Years of being with one person while being stabilising, can also create a sort of social inertia, so dating for single parents has a lot to do with unshackling themselves from that. D’souza adds, “In fact, initially when I got back to dating, I realised how rusty I was. I had married my college sweetheart and 15 years of being with one person, makes you so far removed from the ‘dating customs’ of the present. It sounds awful to say this but if you’re a widower, somehow there’s a sympathy angle that works in your favour. However, as a divorcee, sometimes you can just see how the other person is quickly judging that I’m ‘on a date instead of raising my kid and no wonder my wife left me’!”

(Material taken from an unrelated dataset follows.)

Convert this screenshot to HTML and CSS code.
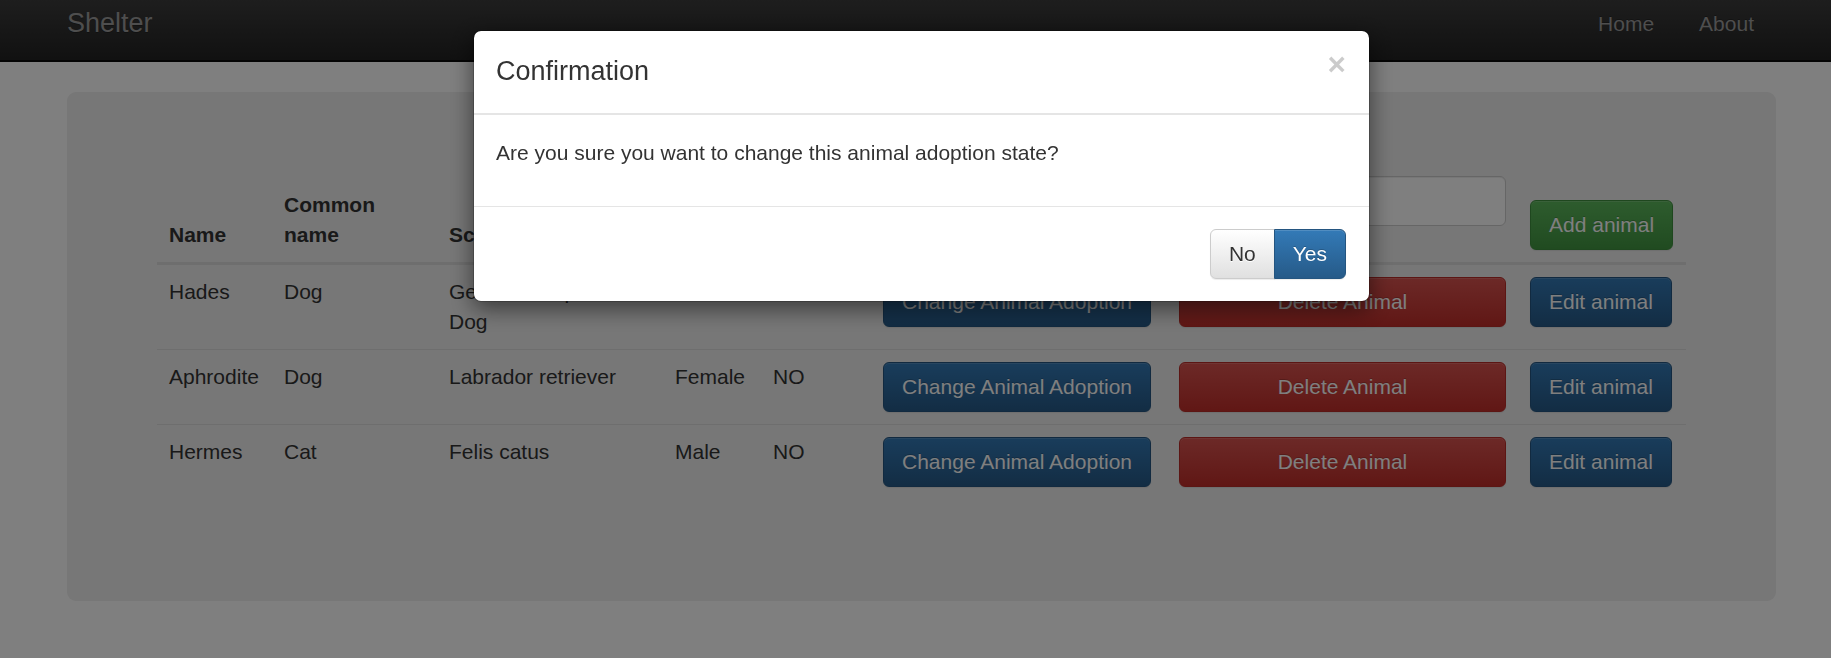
FILE: index.html
```html
<!DOCTYPE html>
<html lang="en">
<head>
<meta charset="utf-8">
<title>Shelter</title>
<link rel="stylesheet" href="styles.css">
</head>
<body>
<nav class="navbar">
  <div class="navbar-inner">
    <a class="brand" href="#">Shelter</a>
    <ul class="nav">
      <li><a href="#">Home</a></li>
      <li><a href="#">About</a></li>
    </ul>
  </div>
</nav>
<main class="container">
  <section class="jumbotron">
    <table class="animals">
      <colgroup>
        <col class="w-name"><col class="w-common"><col class="w-sci"><col class="w-gender"><col class="w-adopted"><col class="w-change"><col class="w-delete"><col class="w-edit">
      </colgroup>
      <thead>
        <tr>
          <th>Name</th>
          <th>Common name</th>
          <th>Scientific name</th>
          <th>Gender</th>
          <th>Adopted</th>
          <th></th>
          <th><input class="search" type="text" placeholder="Search"></th>
          <th><button class="btn btn-success">Add animal</button></th>
        </tr>
      </thead>
      <tbody>
        <tr>
          <td>Hades</td>
          <td>Dog</td>
          <td>German shepherd Dog</td>
          <td>Male</td>
          <td>NO</td>
          <td><button class="btn btn-primary">Change Animal Adoption</button></td>
          <td><button class="btn btn-danger btn-block">Delete Animal</button></td>
          <td><button class="btn btn-primary">Edit animal</button></td>
        </tr>
        <tr>
          <td>Aphrodite</td>
          <td>Dog</td>
          <td>Labrador retriever</td>
          <td>Female</td>
          <td>NO</td>
          <td><button class="btn btn-primary">Change Animal Adoption</button></td>
          <td><button class="btn btn-danger btn-block">Delete Animal</button></td>
          <td><button class="btn btn-primary">Edit animal</button></td>
        </tr>
        <tr>
          <td>Hermes</td>
          <td>Cat</td>
          <td>Felis catus</td>
          <td>Male</td>
          <td>NO</td>
          <td><button class="btn btn-primary">Change Animal Adoption</button></td>
          <td><button class="btn btn-danger btn-block">Delete Animal</button></td>
          <td><button class="btn btn-primary">Edit animal</button></td>
        </tr>
      </tbody>
    </table>
  </section>
</main>

<div class="backdrop"></div>
<div class="modal">
  <div class="modal-dialog">
    <div class="modal-content">
      <div class="modal-header">
        <h4 class="modal-title">Confirmation</h4>
        <button class="close" type="button">&times;</button>
      </div>
      <div class="modal-body">
        <p>Are you sure you want to change this animal adoption state?</p>
      </div>
      <div class="modal-footer">
        <div class="btn-group">
          <button class="btn btn-default">No</button>
          <button class="btn btn-primary">Yes</button>
        </div>
      </div>
    </div>
  </div>
</div>
</body>
</html>
```

FILE: styles.css
```css
* { box-sizing: border-box; }

html, body { margin: 0; padding: 0; }

body {
  font-family: "Liberation Sans", Arial, Helvetica, sans-serif;
  font-size: 21px;
  line-height: 30px;
  color: #333;
  background: #fff;
}

/* Navbar */
.navbar {
  height: 62px;
  background: linear-gradient(to bottom, #3c3c3c 0, #222 100%);
  border-bottom: 2px solid #080808;
  margin-bottom: 30px;
}
.navbar-inner {
  width: 1709px;
  margin-left: 67px;
  padding-top: 8px;
  display: flex;
  justify-content: space-between;
  align-items: flex-start;
}
.brand {
  font-size: 27px;
  line-height: 30px;
  color: #9d9d9d;
  text-decoration: none;
  text-shadow: 0 1px 0 rgba(0,0,0,.25);
}
.nav {
  list-style: none;
  margin: 0;
  padding: 0;
  display: flex;
}
.nav a {
  display: block;
  padding: 1px 22.5px 0;
  line-height: 30px;
  color: #9d9d9d;
  text-decoration: none;
  text-shadow: 0 -1px 0 rgba(0,0,0,.25);
}
.nav li:last-child a { padding-right: 22px; }

/* Page */
.container {
  width: 1709px;
  margin-left: 67px;
}
.jumbotron {
  background: #eee;
  border-radius: 9px;
  padding: 72px 90px;
  margin-bottom: 30px;
}

/* Table */
.animals {
  width: 100%;
  table-layout: fixed;
  border-collapse: separate;
  border-spacing: 0;
  margin-bottom: 30px;
}
.w-name { width: 115px; }
.w-common { width: 165px; }
.w-sci { width: 226px; }
.w-gender { width: 98px; }
.w-adopted { width: 110px; }
.w-change { width: 296px; }
.w-delete { width: 351px; }
.w-edit { width: 168px; }

.animals th,
.animals td {
  padding: 12px;
  text-align: left;
  vertical-align: top;
}
.animals th {
  vertical-align: bottom;
  font-weight: bold;
  border-bottom: 3px solid #ddd;
}
.animals tbody tr + tr td {
  border-top: 1px solid #ddd;
}

.search {
  display: block;
  width: 100%;
  height: 50px;
  margin: 0 0 24px;
  padding: 9px 18px;
  font: inherit;
  color: #555;
  background: #fff;
  border: 1px solid #ccc;
  border-radius: 6px;
  box-shadow: inset 0 1px 1px rgba(0,0,0,.075);
}
.search::placeholder { color: #999; }

/* Buttons */
.btn {
  display: inline-block;
  margin: 0;
  padding: 9px 18px;
  font-family: inherit;
  font-size: 21px;
  font-weight: normal;
  line-height: 30px;
  text-align: center;
  white-space: nowrap;
  vertical-align: middle;
  border: 1px solid transparent;
  border-radius: 6px;
  color: #fff;
  text-shadow: 0 -1px 0 rgba(0,0,0,.2);
  box-shadow: inset 0 1px 0 rgba(255,255,255,.15), 0 1px 1px rgba(0,0,0,.075);
  cursor: pointer;
}
.btn-block {
  display: block;
  width: 100%;
}
.btn-primary {
  background: linear-gradient(to bottom, #337ab7 0, #265a88 100%);
  border-color: #245580;
}
.btn-danger {
  background: linear-gradient(to bottom, #d9534f 0, #c12e2a 100%);
  border-color: #b92c28;
}
.btn-success {
  background: linear-gradient(to bottom, #5cb85c 0, #419641 100%);
  border-color: #3e8f3e;
}
.btn-default {
  color: #333;
  background: linear-gradient(to bottom, #fff 0, #e0e0e0 100%);
  border-color: #ccc;
  text-shadow: 0 1px 0 #fff;
}

.btn-group { display: flex; }
.btn-group .btn:first-child { border-radius: 6px 0 0 6px; }
.btn-group .btn:last-child { border-radius: 0 6px 6px 0; }
.btn-group .btn + .btn { margin-left: -1px; }

/* Modal */
.backdrop {
  position: fixed;
  top: 0;
  right: 0;
  bottom: 0;
  left: 0;
  z-index: 1040;
  background: #000;
  opacity: .5;
}
.modal {
  position: fixed;
  top: 0;
  right: 0;
  bottom: 0;
  left: 0;
  z-index: 1050;
}
.modal-dialog {
  width: 897px;
  margin: 30px 0 0 473px;
}
.modal-content {
  background: #fff;
  background-clip: padding-box;
  border: 1px solid rgba(0,0,0,.2);
  border-radius: 8px;
  box-shadow: 0 7px 22px rgba(0,0,0,.5);
}
.modal-header {
  display: flex;
  justify-content: space-between;
  align-items: flex-start;
  padding: 21px 23px 23px 22px;
  border-bottom: 2px solid #e5e5e5;
}
.modal-title {
  margin: 0;
  font-size: 27px;
  line-height: 38px;
  font-weight: 500;
}
.close {
  margin-top: -3px;
  padding: 0;
  background: none;
  border: 0;
  font-family: inherit;
  font-size: 31.5px;
  font-weight: bold;
  line-height: 1;
  color: #000;
  opacity: .2;
  text-shadow: 0 1px 0 #fff;
  cursor: pointer;
}
.modal-body { padding: 23px 23px 23px 22px; }
.modal-body p { margin: 0 0 15px; }
.modal-footer {
  display: flex;
  justify-content: flex-end;
  padding: 22px 23px;
  border-top: 1px solid #e5e5e5;
}
```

Dating apps and websites have provided the perfect interface for those who want to get back to meeting interesting people and seem unsure or rusty of how to go about it. While her friends egged her on to try and meet people they knew, Sahni found herself constantly apprehensive about how to initiate conversations with such acquaintances. Either she was meeting single people who found her life exhausting, or she couldn’t relate to the pop culture references and lifestyles of some others. Her first dates were beginning to turn her off from the idea of dating itself. “I realised that though I preferred to meet people in real life and get to know them, being on Tinder fast-forwarded the wooing phase and took the pressure off me and the other person. The algorithm brought you closer to likeminded people. A few virtual conversations later, meeting the person in real life seemed as if I was picking up from the last chat with the person,” she says.
She is currently dating a person she incidentally did not meet on a dating app but serendipitously at a concert four years ago. She laughs, “We’ve been together for a little over three years now, and it’s strange how everything works out. I went on a few Tinder dates with other men before finding a rather interesting one at a concert. I have to acknowledge that these dates actually gave me the confidence to date with the right amount of privacy and anonymity in the early stages of messaging.”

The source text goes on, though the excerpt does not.